What you should do: Retype nothing but the lines from the start of the material up to and including the line with "</TitleBar>". Pictures don't belong in the copy.

* begin *

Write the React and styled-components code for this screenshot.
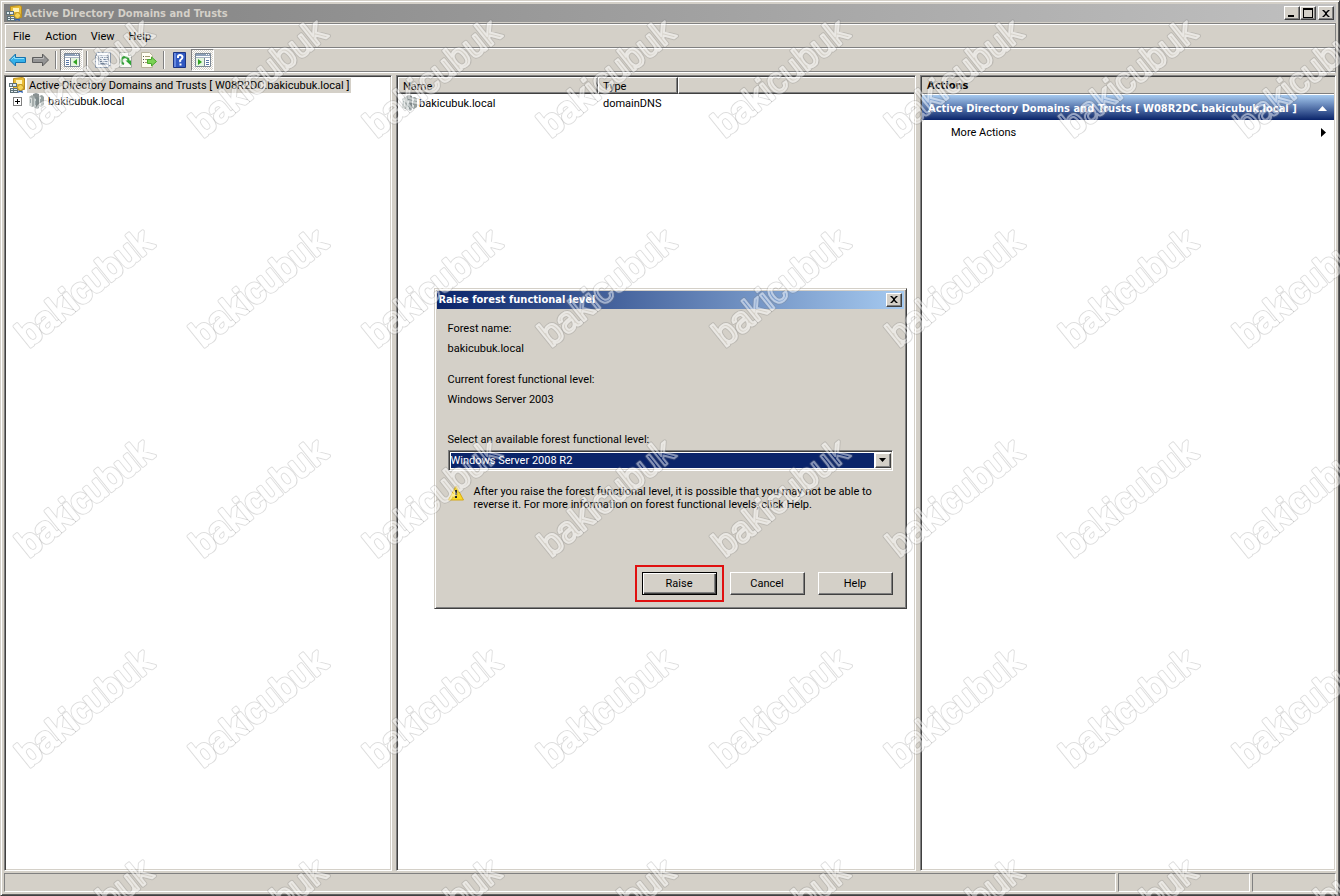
import React, { useState } from "react";
import styled, { createGlobalStyle, css } from "styled-components";

export default function App() {
  const [level, setLevel] = useState("2008r2");

  return (
    <>
      <GlobalStyle />
      <Window>
        <TitleBar>
          <ConsoleIcon />
          <h1>Active Directory Domains and Trusts</h1>
          <CaptionButtons>
            <CaptionButton aria-label="Minimize">
              <svg width="12" height="10">
                <path d="M2 7h6v2H2z" />
              </svg>
            </CaptionButton>
            <CaptionButton aria-label="Maximize">
              <svg width="12" height="10">
                <path d="M1 0h10v10H1zM2 2v7h8V2z" fillRule="evenodd" />
              </svg>
            </CaptionButton>
            <CaptionButton aria-label="Close" $apart>
              <CloseGlyph />
            </CaptionButton>
          </CaptionButtons>
        </TitleBar>

        <Bars>
          <MenuBar>
            <MenuButton>File</MenuButton>
            <MenuButton>Action</MenuButton>
            <MenuButton>View</MenuButton>
            <MenuButton>Help</MenuButton>
          </MenuBar>
          <Toolbar>
            <ToolButton aria-label="Back">
              <ArrowIcon />
            </ToolButton>
            <ToolButton aria-label="Forward">
              <ArrowIcon forward />
            </ToolButton>
            <Separator />
            <ToolButton aria-label="Show/Hide Console Tree" $pressed>
              <PaneIcon />
            </ToolButton>
            <Separator />
            <ToolButton aria-label="Properties">
              <PropertiesIcon />
            </ToolButton>
            <ToolButton aria-label="Refresh">
              <RefreshIcon />
            </ToolButton>
            <ToolButton aria-label="Export List">
              <ExportIcon />
            </ToolButton>
            <Separator />
            <ToolButton aria-label="Help">
              <HelpIcon />
            </ToolButton>
            <ToolButton aria-label="Show/Hide Action Pane" $pressed>
              <PaneIcon right />
            </ToolButton>
          </Toolbar>
        </Bars>

        <Panes>
          <Pane>
            <TreeRow>
              <ConsoleIcon />
              <TreeLabel $selected>
                Active Directory Domains and Trusts [ W08R2DC.bakicubuk.local ]
              </TreeLabel>
            </TreeRow>
            <TreeRow $child>
              <Expander aria-label="Expand bakicubuk.local">
                <svg width="7" height="7">
                  <path d="M1 3h5v1H1zM3 1h1v5H3z" />
                </svg>
              </Expander>
              <DomainIcon />
              <TreeLabel>bakicubuk.local</TreeLabel>
            </TreeRow>
          </Pane>

          <Pane>
            <ListTable>
              <colgroup>
                <col width="200" />
                <col width="80" />
                <col />
              </colgroup>
              <thead>
                <tr>
                  <th>Name</th>
                  <th>Type</th>
                  <th aria-label="Description" />
                </tr>
              </thead>
              <tbody>
                <tr>
                  <td>
                    <NameCell>
                      <DomainIcon />
                      bakicubuk.local
                    </NameCell>
                  </td>
                  <td>domainDNS</td>
                  <td />
                </tr>
              </tbody>
            </ListTable>
          </Pane>

          <Pane>
            <ActionsTitle>Actions</ActionsTitle>
            <ActionsGroup>
              Active Directory Domains and Trusts [ W08R2DC.bakicubuk.local ]
              <svg width="9" height="5">
                <path d="M0 5L4.500 0L9 5z" fill="#fff" />
              </svg>
            </ActionsGroup>
            <ActionItem>
              More Actions
              <svg width="5" height="9">
                <path d="M0 0L5 4.500L0 9z" />
              </svg>
            </ActionItem>
          </Pane>
        </Panes>

        <StatusBar>
          <StatusCell />
          <StatusCell />
          <StatusCell />
        </StatusBar>
      </Window>

      <Overlay>
        <Dialog role="dialog" aria-labelledby="dialog-title">
          <DialogTitle>
            <h2 id="dialog-title">Raise forest functional level</h2>
            <CaptionButton aria-label="Close dialog">
              <CloseGlyph />
            </CaptionButton>
          </DialogTitle>
          <DialogBody>
            <Field>
              <span>Forest name:</span>
              <span>bakicubuk.local</span>
            </Field>
            <Field>
              <span>Current forest functional level:</span>
              <span>Windows Server 2003</span>
            </Field>
            <SelectLabel htmlFor="level">
              Select an available forest functional level:
            </SelectLabel>
            <SelectBox>
              <select
                id="level"
                value={level}
                onChange={(e) => setLevel(e.target.value)}
              >
                <option value="2008">Windows Server 2008</option>
                <option value="2008r2">Windows Server 2008 R2</option>
              </select>
              <SelectArrow>
                <svg width="7" height="4">
                  <path d="M0 0h7L3.500 4z" />
                </svg>
              </SelectArrow>
            </SelectBox>
            <Warning>
              <WarningIcon />
              <p>
                After you raise the forest functional level, it is possible that you may not be able to
                <br />
                reverse it. For more information on forest functional levels, click Help.
              </p>
            </Warning>
            <DialogButtons>
              <PushButton $primary>Raise</PushButton>
              <PushButton>Cancel</PushButton>
              <PushButton>Help</PushButton>
            </DialogButtons>
          </DialogBody>
        </Dialog>
      </Overlay>

      <Watermark aria-hidden="true">
        <defs>
          {/* keeps the grey edge outside of the letters */}
          <mask id="outside" maskUnits="userSpaceOnUse" x="-10" y="-50" width="200" height="80">
            <rect x="-10" y="-50" width="200" height="80" fill="#fff" />
            <text className="cut">bakicubuk</text>
          </mask>
          <pattern id="mark" width="174" height="210" patternUnits="userSpaceOnUse">
            <g transform="translate(29 138) rotate(-39)">
              <text className="edge" mask="url(#outside)">bakicubuk</text>
              <text className="core">bakicubuk</text>
            </g>
          </pattern>
        </defs>
        <rect width="100%" height="100%" fill="url(#mark)" />
      </Watermark>
    </>
  );
}

/* ---------- icons ---------- */

function ConsoleIcon() {
  return (
    <svg width="16" height="16" viewBox="0 0 16 16">
      <path d="M4.500 1.500l9-1 2 1v11h-11z" fill="#e9bd35" stroke="#b98d1f" />
      <path d="M7 3h6v4H7z" fill="#fff3b8" />
      <path d="M0 6h8v4H0zM1 11h8v5H1z" fill="#5f7278" />
      <path d="M1 7h2v2H1zM4 7h3v2H4zM2 12h2v1H2zM5 12h3v1H5zM2 14h2v1H2zM5 14h3v1H5z" fill="#dfeaf0" />
      <path d="M10 12l-1 4 2-1 3 1-1-4z" fill="#2c5dac" />
      <circle cx="11.500" cy="10.500" r="3" fill="#f5d354" stroke="#b98d1f" />
    </svg>
  );
}

function DomainIcon() {
  return (
    <svg width="16" height="16" viewBox="0 0 16 16">
      <path d="M5 1l3-1 3 1v8H5z" fill="#8a9292" />
      <path d="M1 4l3-2 3 2v9l-3 1-3-2z" fill="#a4acab" />
      <path d="M1 4l3 1v9l-3-2z" fill="#d8dddb" />
      <path d="M6 5l3-1 2 1v10l-2 1-3-2z" fill="#7f8a8b" />
      <path d="M6 5l2 1v9l-2-1z" fill="#c8d0cf" />
      <path d="M11 3l3-1 2 2v8l-3 2-2-1z" fill="#96a09f" />
      <path d="M11 3l2 1v9l-2-1z" fill="#dde2e0" />
      <path d="M2.500 6v4M7.500 8v4M12.500 6v4" stroke="#9aa6a8" />
    </svg>
  );
}

function ArrowIcon({ forward }) {
  return (
    <svg width="17" height="14" viewBox="0 0 17 14">
      <path
        d={
          forward
            ? "M16.500 7l-6-6v3.500H.5v5h10V13z"
            : "M.5 7l6-6v3.500h10v5h-10V13z"
        }
        fill={forward ? "#949494" : "#35b1ea"}
        stroke={forward ? "#5d5d5d" : "#1672ad"}
      />
      <path
        d={forward ? "M2 5.500h9.500V3.500" : "M2.500 6.500L5.500 3.500v2H15"}
        fill="none"
        stroke={forward ? "#bdbdbd" : "#91e1fb"}
      />
    </svg>
  );
}

function PaneIcon({ right }) {
  return (
    <svg width="16" height="14" viewBox="0 0 16 14">
      <path d="M.5.5h15v13H.5z" fill="#fff" stroke="#7b8794" />
      <path d="M1 1h14v2H1z" fill="#8da0b8" />
      <path d="M1 4h14v1H1z" fill="#a8b4c4" />
      <path d="M11 1h1v1h-1zM13 1h1v1h-1z" fill="#fff" />
      {right ? (
        <>
          <path d="M9.500 5v9" stroke="#7b8794" />
          <path d="M11 7.500h3M11 9.500h3M11 11.500h3" stroke="#5675a5" />
          <path d="M1 5h8v8H1z" fill="#e5f5df" />
          <path d="M3 6l4 3-4 3z" fill="#32a321" />
        </>
      ) : (
        <>
          <path d="M6.500 5v9" stroke="#7b8794" />
          <path d="M2 7.500h3M2 9.500h3M2 11.500h3" stroke="#5675a5" />
          <path d="M7 5h8v8H7z" fill="#e5f5df" />
          <path d="M13 6L9 9l4 3z" fill="#32a321" />
        </>
      )}
    </svg>
  );
}

function PropertiesIcon() {
  return (
    <svg width="16" height="16" viewBox="0 0 16 16">
      <path d="M1.500.5h14v13h-2v2H.5v-12h1z" fill="#f8fafc" stroke="#8897aa" />
      <path d="M3.500 3.500h10v9h-10z" fill="#e6ecf4" stroke="#a5b1c1" />
      <path d="M5 5.500h3M5 7.500h2M8 7.500h5M5 9.500h2M8 9.500h5M9 5.500h4M5 11.500h7" stroke="#71849e" />
    </svg>
  );
}

function RefreshIcon() {
  return (
    <svg width="14" height="16" viewBox="0 0 14 16">
      <path d="M.5.5h9l3 3v12H.5z" fill="#fbfbf6" stroke="#a7aaa4" />
      <path d="M9.500.5v3h3" fill="#e5e5dd" stroke="#a7aaa4" />
      <path d="M5 12A3.500 3.500 0 1 1 9.500 9" fill="none" stroke="#2fa534" strokeWidth="2" />
      <path d="M6.500 8.500H12v5z" fill="#2fa534" />
    </svg>
  );
}

function ExportIcon() {
  return (
    <svg width="16" height="16" viewBox="0 0 16 16">
      <path d="M.5.5h8l3 3v12H.5z" fill="#fffdf0" stroke="#b9b39c" />
      <path d="M2 4.500h1M2 7.500h1M2 10.500h1" stroke="#555" />
      <path d="M4 4.500h5M4 7.500h3M4 10.500h3" stroke="#a39a70" />
      <path d="M6.500 7.500h4V5l5 4.500-5 4.500v-2.500h-4z" fill="#7bd254" stroke="#47a72b" />
    </svg>
  );
}

function HelpIcon() {
  return (
    <svg width="13" height="16" viewBox="0 0 13 16">
      <path d="M.5.5h12v15H.5z" fill="#3159c2" stroke="#1c3584" />
      <path d="M1 1h2v14H1z" fill="#6789df" />
      <path
        d="M5 6V4.500Q5 3 7 3t2.500 2Q9.500 6.500 8 7.500T7.500 10M7.500 11.500v2"
        fill="none"
        stroke="#fff"
        strokeWidth="2"
      />
    </svg>
  );
}

function WarningIcon() {
  return (
    <svg width="16" height="16" viewBox="0 0 16 16">
      <path d="M8 1l7.500 14H.5z" fill="#fbd926" stroke="#d5a817" strokeLinejoin="round" />
      <path d="M7 5h2v5H7zM7 11h2v2H7z" fill="#1c1c1c" />
    </svg>
  );
}

function CloseGlyph() {
  return (
    <svg width="8" height="7">
      <path d="M0 0h2l2 2 2-2h2L5 3v1l3 3H6L4 5 2 7H0l3-3V3z" />
    </svg>
  );
}

/* ---------- styles ---------- */

const uiFont = `Roboto, "Liberation Sans", sans-serif`;
const boldFont = `"DejaVu Sans Condensed", "DejaVu Sans", sans-serif`;

const raised = css`
  border: 1px solid;
  border-color: #fff #404040 #404040 #fff;
  box-shadow: inset -1px -1px #808080;
`;

const sunken = css`
  border: 1px solid;
  border-color: #808080 #fff #fff #808080;
  box-shadow: inset 1px 1px #404040, inset -1px -1px #d4d0c8;
`;

const GlobalStyle = createGlobalStyle`
  * {
    box-sizing: border-box;
  }

  body {
    margin: 0;
    background: #d4d0c8;
    color: #000;
    font-family: ${uiFont};
    font-size: 11px;
    line-height: 13px;
  }

  button,
  select {
    margin: 0;
    padding: 0;
    font: inherit;
    color: inherit;
  }

  h1,
  h2,
  p {
    margin: 0;
    font-size: 11px;
  }

  h1,
  h2 {
    font-family: ${boldFont};
  }

  svg {
    flex: none;
    display: block;
  }
`;

const Window = styled.div`
  display: flex;
  flex-direction: column;
  min-height: 100vh;
  padding: 3px;
  border: 1px solid;
  border-color: #d4d0c8 #404040 #404040 #d4d0c8;
  box-shadow: inset 1px 1px #fff, inset -1px -1px #606060;
`;

const TitleBar = styled.header`
  display: flex;
  align-items: center;
  height: 18px;
  padding: 0 2px;
  color: #d4d0c8;
  background: linear-gradient(to right, #808080, #c0c0c0);

  h1 {
    flex: 1;
    padding-left: 2px;
  }
`;

const CaptionButtons = styled.div`
  display: flex;
`;

const CaptionButton = styled.button`
  ${raised}
  display: flex;
  align-items: center;
  justify-content: center;
  width: 16px;
  height: 14px;
  margin-left: ${(props) => (props.$apart ? "2px" : "0")};
  background: #d4d0c8;
`;

const Bars = styled.div`
  margin-top: 1px;
  border: 1px solid;
  border-color: #808080 #808080 #fff #d4d0c8;
`;

const MenuBar = styled.nav`
  display: flex;
  align-items: center;
  height: 24px;
  padding-left: 2px;
  border-top: 1px solid #fff;
  border-left: 1px solid #fff;
  border-bottom: 1px solid #808080;
`;

const MenuButton = styled.button`
  height: 20px;
  padding: 0 7px;
  border: none;
  background: transparent;

  &:first-child {
    padding: 0 8px 0 5px;
  }
`;

const Toolbar = styled.div`
  display: flex;
  align-items: center;
  height: 24px;
  border-top: 1px solid #fff;
  border-left: 1px solid #fff;
  border-bottom: 1px solid #808080;
`;

const ToolButton = styled.button`
  display: flex;
  align-items: center;
  justify-content: center;
  width: 23px;
  height: 22px;
  border: 1px solid transparent;
  background: transparent;

  ${(props) =>
    props.$pressed &&
    css`
      border-color: #808080 #fff #fff #808080;
      background: repeating-conic-gradient(#fff 0 25%, #d4d0c8 0 50%) 0 0 / 2px 2px;
    `}
`;

const Separator = styled.span`
  width: 2px;
  height: 18px;
  margin: 0 3px;
  border-left: 1px solid #808080;
  border-right: 1px solid #fff;
`;

const Panes = styled.main`
  flex: 1;
  display: grid;
  grid-template-columns: 388px 520px minmax(0, 1fr);
  gap: 4px;
  margin-top: 2px;
`;

const Pane = styled.section`
  ${sunken}
  min-width: 0;
  padding: 1px;
  background: #fff;
`;

const TreeRow = styled.div`
  display: flex;
  align-items: center;
  height: 16px;
  padding-left: ${(props) => (props.$child ? "7px" : "3px")};
`;

const TreeLabel = styled.span`
  margin-left: 2px;
  padding: 1px 2px;
  white-space: nowrap;
  background: ${(props) => (props.$selected ? "#d4d0c8" : "transparent")};
`;

const Expander = styled.button`
  width: 9px;
  height: 9px;
  margin-right: 6px;
  border: 1px solid #808080;
  background: #fff;
`;

const ListTable = styled.table`
  width: 100%;
  table-layout: fixed;
  border-collapse: separate;
  border-spacing: 0;

  th {
    ${raised}
    height: 17px;
    padding: 1px 4px 0;
    font-weight: 400;
    text-align: left;
    background: #d4d0c8;
  }

  th:last-child {
    border-right: none;
    box-shadow: inset 0 -1px #808080;
  }

  td {
    height: 18px;
    padding: 0 5px;
  }

  td:first-child {
    padding: 0 3px;
  }
`;

const NameCell = styled.div`
  display: flex;
  align-items: center;
  gap: 2px;
`;

const ActionsTitle = styled.div`
  height: 17px;
  padding: 2px 5px;
  font-family: ${boldFont};
  font-weight: 700;
  background: #d4d0c8;
  border-bottom: 1px solid #808080;
`;

const ActionsGroup = styled.button`
  display: flex;
  align-items: center;
  justify-content: space-between;
  width: 100%;
  height: 25px;
  margin-top: 1px;
  padding: 2px 7px 0 6px;
  border: none;
  color: #fff;
  font-family: ${boldFont};
  font-weight: 700;
  white-space: nowrap;
  background: linear-gradient(#a6caf0, #0a246a);
`;

const ActionItem = styled.button`
  display: flex;
  align-items: center;
  justify-content: space-between;
  width: 100%;
  height: 25px;
  padding: 0 8px 0 29px;
  border: none;
  background: transparent;
`;

const StatusBar = styled.footer`
  display: grid;
  grid-template-columns: minmax(0, 1fr) 132px 84px;
  gap: 2px;
  height: 19px;
  margin-top: 2px;
`;

const StatusCell = styled.div`
  border: 1px solid;
  border-color: #808080 #fff #fff #808080;
`;

const Overlay = styled.div`
  position: fixed;
  inset: 0;
  display: flex;
  align-items: center;
  justify-content: center;
`;

const Dialog = styled.section`
  width: 473px;
  padding: 2px;
  border: 1px solid;
  border-color: #d4d0c8 #404040 #404040 #d4d0c8;
  box-shadow: inset 1px 1px #fff, inset -1px -1px #808080;
  background: #d4d0c8;
`;

const DialogTitle = styled.header`
  display: flex;
  align-items: center;
  justify-content: space-between;
  height: 18px;
  padding: 0 2px;
  color: #fff;
  background: linear-gradient(to right, #0a246a, #a6caf0);

  button {
    color: #000;
  }
`;

const DialogBody = styled.div`
  display: flex;
  flex-direction: column;
  padding: 13px 11px 11px;
`;

const Field = styled.div`
  display: flex;
  flex-direction: column;
  gap: 7px;
  margin-bottom: 18px;
`;

const SelectLabel = styled.label`
  margin-top: 9px;
`;

const SelectBox = styled.div`
  ${sunken}
  display: flex;
  height: 21px;
  margin-top: 4px;
  padding: 2px 1px 2px 2px;
  background: #fff;

  select {
    flex: 1;
    appearance: none;
    border: none;
    border-radius: 0;
    color: #fff;
    background: #0a246a;
    outline: none;
  }
`;

const SelectArrow = styled.span`
  ${raised}
  display: flex;
  align-items: center;
  justify-content: center;
  width: 16px;
  margin-left: 1px;
  background: #d4d0c8;
  pointer-events: none;
`;

const Warning = styled.div`
  display: flex;
  gap: 10px;
  margin-top: 14px;

  p {
    white-space: nowrap;
  }
`;

const DialogButtons = styled.div`
  display: flex;
  justify-content: flex-end;
  gap: 13px;
  margin-top: 61px;
`;

const PushButton = styled.button`
  ${raised}
  width: 75px;
  height: 23px;
  background: #d4d0c8;

  ${(props) =>
    props.$primary &&
    css`
      border-color: #000;
      box-shadow: inset 1px 1px #fff, inset -1px -1px #404040, inset -2px -2px #808080;
      outline: 2px solid #e01010;
      outline-offset: 5px;
    `}
`;

const Watermark = styled.svg`
  position: fixed;
  inset: 0;
  width: 100%;
  height: 100%;
  pointer-events: none;

  text {
    font-family: "Liberation Sans", Arial, sans-serif;
    font-size: 36px;
    fill: none;
    stroke-linejoin: round;
  }

  .cut {
    fill: #000;
    stroke: #000;
    stroke-width: 2px;
  }

  .edge {
    stroke: rgba(120, 120, 120, 0.25);
    stroke-width: 4px;
  }

  .core {
    stroke: rgba(255, 255, 255, 0.5);
    stroke-width: 2px;
  }
`;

* end *

Finished task:
Write the React and styled-components code for this screenshot.
import React, { useState } from "react";
import styled, { createGlobalStyle, css } from "styled-components";

export default function App() {
  const [level, setLevel] = useState("2008r2");

  return (
    <>
      <GlobalStyle />
      <Window>
        <TitleBar>
          <ConsoleIcon />
          <h1>Active Directory Domains and Trusts</h1>
          <CaptionButtons>
            <CaptionButton aria-label="Minimize">
              <svg width="12" height="10">
                <path d="M2 7h6v2H2z" />
              </svg>
            </CaptionButton>
            <CaptionButton aria-label="Maximize">
              <svg width="12" height="10">
                <path d="M1 0h10v10H1zM2 2v7h8V2z" fillRule="evenodd" />
              </svg>
            </CaptionButton>
            <CaptionButton aria-label="Close" $apart>
              <CloseGlyph />
            </CaptionButton>
          </CaptionButtons>
        </TitleBar>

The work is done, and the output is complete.